Assassin’s Creed Devs Grill Boss On Chasing Trends And Layoffs
Gaming

Assassin’s Creed Devs Grill Boss On Chasing Trends And Layoffs


Photo: Christian Petersen (Getty Images)

Ubisoft CEO Yves Guillemot faced tough questions from some exhausted and fed-up staff about recent missteps and future plans in a company-wide Q&A session on Wednesday. The meeting comes just a week after the Assassin’s Creed publisher announced new cancellations, delays, and cost-cutting measures, and told employees “the ball is in your court” to help get the $3 billion company back on track.

“The ball is now in our court—for years it has been in your court so why did you mishandle the ball so badly so we, the workers, have to fix it for you?” read one upvoted question on a list submitted in advance through corporate communication channels and viewed by Kotaku. It was a reference to a now infamous email Guillemot sent to staff last week that appeared to shift blame for the publisher’s recent mistakes and hold lower-level employees accountable for fixing the situation.

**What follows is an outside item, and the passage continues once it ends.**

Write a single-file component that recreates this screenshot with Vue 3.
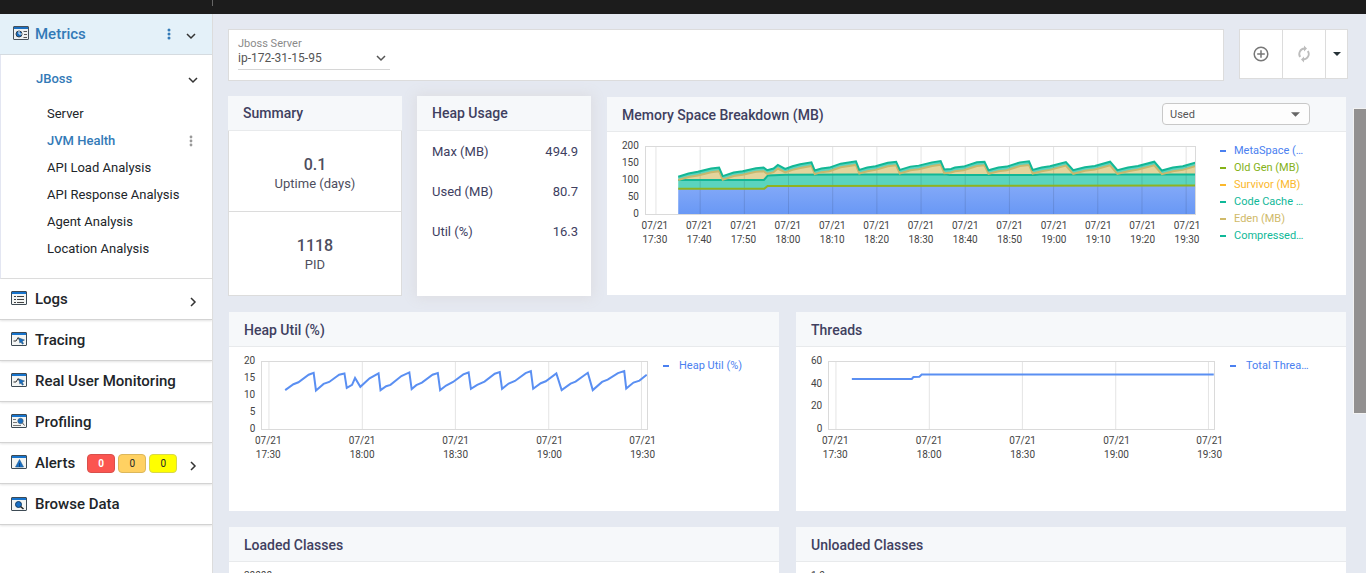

Guillemot opened the meeting by apologizing. “I heard your feedback and I’m sorry this was perceived that way,” Guillemot said, according to sources present who were not authorized to speak to press. “When saying ‘the ball is in your court’ to deliver our lineup on time and at the expected level of quality, I wanted to convey the idea that more than ever I need your talent and energy to make it happen. This is a collective journey that starts of course with myself and with the leadership team to create the conditions for all of us to succeed together.”

While that clarification resonated with some developers, others who spoke with Kotaku still feel management is out of touch and found little in the meeting to reassure them. The hour-long affair was filled with industry buzzwords and business jargon and light on specifics. Chief financial officer Frederick Duguet said they needed to reduce costs and increase productivity. Chief people officer Anika Grant rejected a recent proposal for four-day work weeks and said requested raises to keep up with inflation were off the table amid the current financial struggles. None of the executives directly addressed the recent call for a strike over working conditions at the company’s Paris studio.

Guillemot remained vague about the potential for layoffs as well. “It’s not about doing more with less, but finding ways to do things differently across the company,” Guillemot said at one point.

The meeting comes after a particularly poor 2022 for the global publisher which included no marquee blockbuster as several projects were delayed, trapped in development hell, or shipped and failed to find an audience. “It appears that management is out of touch with games saying that we need to adapt to an evolving industry,”?” read one of the questions for the meeting that received hundreds of upvotes. “Why are we chasing trends instead of setting them?”

Those trends could include the company’s 2021 misadventure with NFTs or its partnership with the now-defunct Google Stadia streaming service. It could also describe the publisher’s recent race to ship multiple free-to-play spin-offs of existing franchises and a crowded slate of battle royale and hero-based shooters. Some of these, like Hyper Scape and Roller Champions, have already launched and struggled to find audiences. Others like The Division Heartland were announced a while ago and have yet to actually come out.

Ghost Recon: Frontline is another example. Revealed in 2021, it looked like a rip-off of Call of Duty Warzone but with some new gameplay twists. Internal testing reportedly revealed that it did indeed play like a Call of Duty Warzone rip-off and Ubisoft decided to can it last summer along with three other projects, leaving Ghost Recon fans scratching their heads and developers disillusioned.

In today’s meeting, Guillemot spoke of doubling down on Ubisoft’s core franchises like Assassin’s Creed, Far Cry, and its Tom Clancy games, including Rainbow Six Siege, whose potential the CEO compared to Riot Games’ Valorant. Some see it as a retreat not just from chasing trends but from experimentation as well. “We need to acknowledge that the trends are for mega brands,” said Marie-Sophie de Waubert, senior vice president of studio operations, when asked about why the company didn’t pursue more varied, smaller games like Anno 1800.

One big criticism of Ubisoft in recent years has been the lack of variation between sequels and an over-reliance on an open-world blueprint that bleeds over from franchise to franchise. When pressed about the lack of inventiveness, Guillemot pointed to Far Cry 6 as a “good quality” game that was still considered “not innovative enough.” It remains unclear how Ubisoft will juggle the budget demands and production complexity of its big blockbusters with creative risks going forward.

Kotaku understands that developers on some of the recently canceled projects will pivot to helping ship games like Assassin’s Creed Mirage, a smaller and more traditional entry in the stealth action series. Originally planned as an Assassin’s Creed Valhalla expansion, Mirage grew into a full-fledged game in part out of the need to plug holes in Ubisoft’s release calendar. Instead it slipped into the fiscal year starting in April 2023, along with Skull and Bones and Avatar: Frontiers of Pandora. Guillemot recently called that lineup and what comes beyond it the best in the company’s history, though if its recent past is any indication, it’s unlikely to go exactly as planned.

Ubisoft did not immediately respond to a request for comment.